>> START Supplied data

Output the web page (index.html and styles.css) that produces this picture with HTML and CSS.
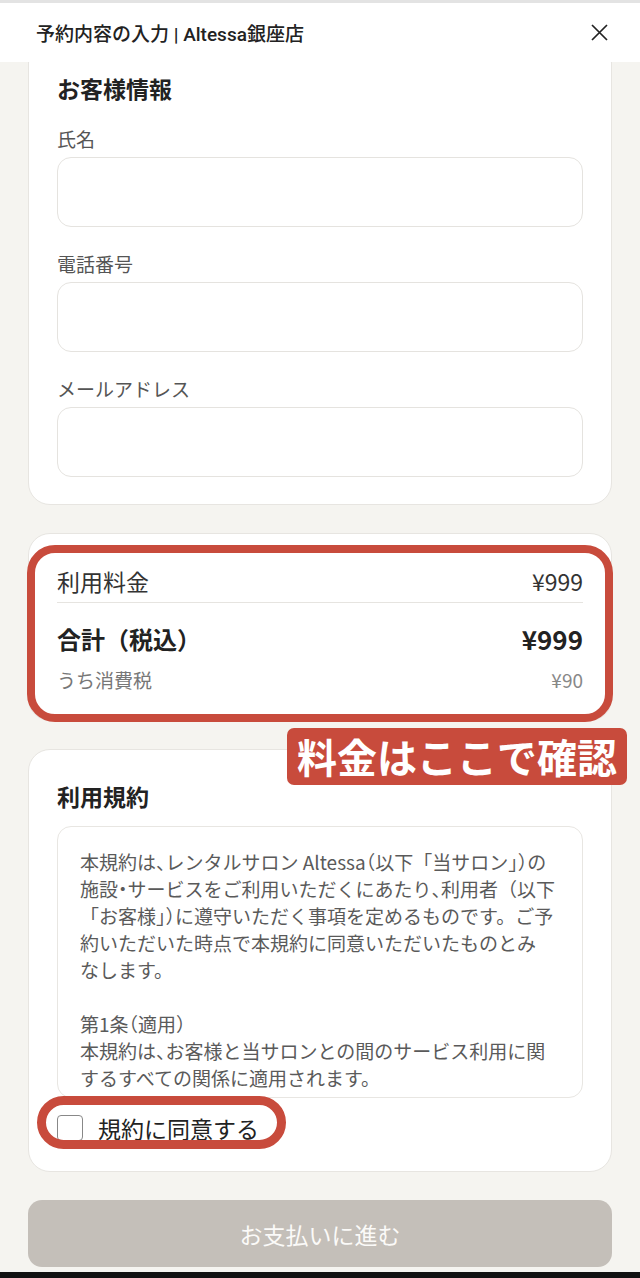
FILE: index.html
```html
<!DOCTYPE html>
<html lang="ja">
<head>
    <meta charset="UTF-8">
    <meta name="viewport" content="width=device-width, initial-scale=1.0">
    <title>予約内容の入力 | Altessa銀座店</title>
    <link rel="stylesheet" href="styles.css">
</head>
<body>
    <header class="header">
        <div class="header-title">予約内容の入力 | Altessa銀座店</div>
        <svg class="close-icon" viewBox="0 0 17 17" aria-label="閉じる">
            <path d="M1 1 L16 16 M16 1 L1 16" stroke="#222" stroke-width="1.7" fill="none"/>
        </svg>
    </header>

    <div class="container">
        <section class="card customer-card">
            <h2 class="card-title">お客様情報</h2>
            <div class="field">
                <label class="field-label">氏名</label>
                <input class="field-input" type="text">
            </div>
            <div class="field">
                <label class="field-label">電話番号</label>
                <input class="field-input" type="tel">
            </div>
            <div class="field">
                <label class="field-label">メールアドレス</label>
                <input class="field-input" type="email">
            </div>
        </section>

        <section class="card price-card">
            <div class="price-row base">
                <span>利用料金</span>
                <span>¥999</span>
            </div>
            <div class="price-row total">
                <span>合計（税込）</span>
                <span class="total-amount">¥999</span>
            </div>
            <div class="price-row tax">
                <span>うち消費税</span>
                <span class="tax-amount">¥90</span>
            </div>
            <div class="mark-frame"></div>
            <div class="mark-label">料金はここで確認</div>
        </section>

        <section class="card terms-card">
            <h2 class="card-title">利用規約</h2>
            <div class="terms-box">
                <p>本規約は<span class="half">、</span>レンタルサロン Altessa<span class="half">（</span>以下「当サロン<span class="half">」）</span>の<br>施設<span class="half">・</span>サービスをご利用いただくにあたり<span class="half">、</span>利用者（以下<br>「お客様<span class="half">」）</span>に遵守いただく事項を定めるものです。ご予<br>約いただいた時点で本規約に同意いただいたものとみ<br>なします。</p>
                <p>第1条<span class="half">（</span>適用<span class="half">）</span><br>本規約は<span class="half">、</span>お客様と当サロンとの間のサービス利用に関<br>するすべての関係に適用されます。</p>
            </div>
            <label class="agree-row">
                <span class="checkbox"></span>
                <span class="agree-text">規約に同意する</span>
                <span class="mark-oval"></span>
            </label>
        </section>

        <button class="pay-btn" disabled>お支払いに進む</button>
    </div>

    <div class="system-bar"></div>
</body>
</html>
```

FILE: styles.css
```css
* {
    box-sizing: border-box;
}
body {
    margin: 0;
    background-color: #f5f4f0;
    font-family: "Noto Sans CJK JP", sans-serif;
    color: #222;
}
.header {
    position: fixed;
    top: 0;
    left: 0;
    right: 0;
    height: 62px;
    border-top: 3px solid #e3e3e3;
    background-color: #fff;
    display: flex;
    align-items: center;
    justify-content: space-between;
    padding: 0 32px 0 36px;
    z-index: 10;
}
.header-title {
    font-family: Roboto, "Noto Sans CJK JP", sans-serif;
    font-size: 19px;
    font-weight: 500;
    color: #222;
}
.close-icon {
    width: 17px;
    height: 17px;
    display: block;
}
.container {
    display: flex;
    flex-direction: column;
    gap: 28px;
    padding: 41px 28px 5px;
}
.card {
    background-color: #fff;
    border: 1px solid #e7e5e1;
    border-radius: 22px;
    padding: 28px;
}
.card-title {
    margin: 0;
    font-size: 23px;
    font-weight: 700;
    line-height: 36px;
}
.customer-card {
    padding-bottom: 27px;
}
.field {
    margin-top: 23px;
}
.card-title + .field {
    margin-top: 19px;
}
.field-label {
    display: block;
    font-size: 19px;
    line-height: 28px;
    color: #555;
    margin-bottom: 4px;
}
.field-input {
    display: block;
    width: 100%;
    height: 70px;
    border: 1px solid #e5e3df;
    border-radius: 14px;
    background-color: #fff;
}
.price-card {
    position: relative;
    padding: 27px 28px;
}
.price-row {
    display: flex;
    justify-content: space-between;
    align-items: center;
}
.price-row.base {
    font-size: 23px;
    line-height: 40px;
    padding-bottom: 1px;
    border-bottom: 1px solid #e6e4e0;
    color: #333;
}
.price-row.total {
    margin-top: 16px;
    font-size: 24px;
    font-weight: 700;
    line-height: 40px;
}
.total-amount {
    font-size: 26px;
}
.price-row.tax {
    margin-top: 8px;
    font-size: 19px;
    line-height: 26px;
    color: #777;
}
.tax-amount {
    font-size: 19px;
    color: #888;
}
.mark-frame {
    position: absolute;
    top: 11px;
    left: -2px;
    right: -2px;
    bottom: -2px;
    border: 8px solid #c84b3c;
    border-radius: 28px;
}
.mark-label {
    position: absolute;
    top: 194px;
    left: 258px;
    height: 57px;
    padding: 0 10px;
    border-radius: 7px;
    background-color: #c84b3c;
    color: #fff;
    font-size: 40px;
    font-weight: 700;
    line-height: 57px;
    white-space: nowrap;
    z-index: 2;
}
.terms-card {
    padding: 28px 28px 25px;
}
.terms-box {
    margin-top: 12px;
    height: 272px;
    overflow: hidden;
    border: 1px solid #e8e6e2;
    border-radius: 14px;
    padding: 21px 14px 0 22px;
    font-size: 19px;
    line-height: 27px;
    color: #5a5a5a;
    white-space: nowrap;
}
.terms-box p {
    margin: 0 0 27px;
}
.half {
    font-feature-settings: "halt";
}
.agree-row {
    position: relative;
    display: flex;
    align-items: center;
    gap: 15px;
    height: 36px;
    margin-top: 12px;
}
.checkbox {
    width: 26px;
    height: 26px;
    border: 1.5px solid #888;
    border-radius: 4px;
    background-color: #fff;
}
.agree-text {
    font-size: 23px;
    color: #222;
}
.mark-oval {
    position: absolute;
    top: -14px;
    left: -20px;
    width: 249px;
    height: 53px;
    border: 9px solid #c84b3c;
    border-radius: 27px;
}
.pay-btn {
    height: 67px;
    border: none;
    border-radius: 14px;
    background-color: #c4bfb9;
    color: #fbfaf8;
    font-family: "Noto Sans CJK JP", sans-serif;
    font-size: 23px;
}
.system-bar {
    height: 6px;
    background-color: #111;
}
```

>> END Supplied data

Goal
Every line above should be returned exactly; the pictures stay out.

Output
Output the web page (index.html and styles.css) that produces this picture with HTML and CSS.
FILE: index.html
```html
<!DOCTYPE html>
<html lang="ja">
<head>
    <meta charset="UTF-8">
    <meta name="viewport" content="width=device-width, initial-scale=1.0">
    <title>予約内容の入力 | Altessa銀座店</title>
    <link rel="stylesheet" href="styles.css">
</head>
<body>
    <header class="header">
        <div class="header-title">予約内容の入力 | Altessa銀座店</div>
        <svg class="close-icon" viewBox="0 0 17 17" aria-label="閉じる">
            <path d="M1 1 L16 16 M16 1 L1 16" stroke="#222" stroke-width="1.7" fill="none"/>
        </svg>
    </header>

    <div class="container">
        <section class="card customer-card">
            <h2 class="card-title">お客様情報</h2>
            <div class="field">
                <label class="field-label">氏名</label>
                <input class="field-input" type="text">
            </div>
            <div class="field">
                <label class="field-label">電話番号</label>
                <input class="field-input" type="tel">
            </div>
            <div class="field">
                <label class="field-label">メールアドレス</label>
                <input class="field-input" type="email">
            </div>
        </section>

        <section class="card price-card">
            <div class="price-row base">
                <span>利用料金</span>
                <span>¥999</span>
            </div>
            <div class="price-row total">
                <span>合計（税込）</span>
                <span class="total-amount">¥999</span>
            </div>
            <div class="price-row tax">
                <span>うち消費税</span>
                <span class="tax-amount">¥90</span>
            </div>
            <div class="mark-frame"></div>
            <div class="mark-label">料金はここで確認</div>
        </section>

        <section class="card terms-card">
            <h2 class="card-title">利用規約</h2>
            <div class="terms-box">
                <p>本規約は<span class="half">、</span>レンタルサロン Altessa<span class="half">（</span>以下「当サロン<span class="half">」）</span>の<br>施設<span class="half">・</span>サービスをご利用いただくにあたり<span class="half">、</span>利用者（以下<br>「お客様<span class="half">」）</span>に遵守いただく事項を定めるものです。ご予<br>約いただいた時点で本規約に同意いただいたものとみ<br>なします。</p>
                <p>第1条<span class="half">（</span>適用<span class="half">）</span><br>本規約は<span class="half">、</span>お客様と当サロンとの間のサービス利用に関<br>するすべての関係に適用されます。</p>
            </div>
            <label class="agree-row">
                <span class="checkbox"></span>
                <span class="agree-text">規約に同意する</span>
                <span class="mark-oval"></span>
            </label>
        </section>

        <button class="pay-btn" disabled>お支払いに進む</button>
    </div>

    <div class="system-bar"></div>
</body>
</html>
```

FILE: styles.css
```css
* {
    box-sizing: border-box;
}
body {
    margin: 0;
    background-color: #f5f4f0;
    font-family: "Noto Sans CJK JP", sans-serif;
    color: #222;
}
.header {
    position: fixed;
    top: 0;
    left: 0;
    right: 0;
    height: 62px;
    border-top: 3px solid #e3e3e3;
    background-color: #fff;
    display: flex;
    align-items: center;
    justify-content: space-between;
    padding: 0 32px 0 36px;
    z-index: 10;
}
.header-title {
    font-family: Roboto, "Noto Sans CJK JP", sans-serif;
    font-size: 19px;
    font-weight: 500;
    color: #222;
}
.close-icon {
    width: 17px;
    height: 17px;
    display: block;
}
.container {
    display: flex;
    flex-direction: column;
    gap: 28px;
    padding: 41px 28px 5px;
}
.card {
    background-color: #fff;
    border: 1px solid #e7e5e1;
    border-radius: 22px;
    padding: 28px;
}
.card-title {
    margin: 0;
    font-size: 23px;
    font-weight: 700;
    line-height: 36px;
}
.customer-card {
    padding-bottom: 27px;
}
.field {
    margin-top: 23px;
}
.card-title + .field {
    margin-top: 19px;
}
.field-label {
    display: block;
    font-size: 19px;
    line-height: 28px;
    color: #555;
    margin-bottom: 4px;
}
.field-input {
    display: block;
    width: 100%;
    height: 70px;
    border: 1px solid #e5e3df;
    border-radius: 14px;
    background-color: #fff;
}
.price-card {
    position: relative;
    padding: 27px 28px;
}
.price-row {
    display: flex;
    justify-content: space-between;
    align-items: center;
}
.price-row.base {
    font-size: 23px;
    line-height: 40px;
    padding-bottom: 1px;
    border-bottom: 1px solid #e6e4e0;
    color: #333;
}
.price-row.total {
    margin-top: 16px;
    font-size: 24px;
    font-weight: 700;
    line-height: 40px;
}
.total-amount {
    font-size: 26px;
}
.price-row.tax {
    margin-top: 8px;
    font-size: 19px;
    line-height: 26px;
    color: #777;
}
.tax-amount {
    font-size: 19px;
    color: #888;
}
.mark-frame {
    position: absolute;
    top: 11px;
    left: -2px;
    right: -2px;
    bottom: -2px;
    border: 8px solid #c84b3c;
    border-radius: 28px;
}
.mark-label {
    position: absolute;
    top: 194px;
    left: 258px;
    height: 57px;
    padding: 0 10px;
    border-radius: 7px;
    background-color: #c84b3c;
    color: #fff;
    font-size: 40px;
    font-weight: 700;
    line-height: 57px;
    white-space: nowrap;
    z-index: 2;
}
.terms-card {
    padding: 28px 28px 25px;
}
.terms-box {
    margin-top: 12px;
    height: 272px;
    overflow: hidden;
    border: 1px solid #e8e6e2;
    border-radius: 14px;
    padding: 21px 14px 0 22px;
    font-size: 19px;
    line-height: 27px;
    color: #5a5a5a;
    white-space: nowrap;
}
.terms-box p {
    margin: 0 0 27px;
}
.half {
    font-feature-settings: "halt";
}
.agree-row {
    position: relative;
    display: flex;
    align-items: center;
    gap: 15px;
    height: 36px;
    margin-top: 12px;
}
.checkbox {
    width: 26px;
    height: 26px;
    border: 1.5px solid #888;
    border-radius: 4px;
    background-color: #fff;
}
.agree-text {
    font-size: 23px;
    color: #222;
}
.mark-oval {
    position: absolute;
    top: -14px;
    left: -20px;
    width: 249px;
    height: 53px;
    border: 9px solid #c84b3c;
    border-radius: 27px;
}
.pay-btn {
    height: 67px;
    border: none;
    border-radius: 14px;
    background-color: #c4bfb9;
    color: #fbfaf8;
    font-family: "Noto Sans CJK JP", sans-serif;
    font-size: 23px;
}
.system-bar {
    height: 6px;
    background-color: #111;
}
```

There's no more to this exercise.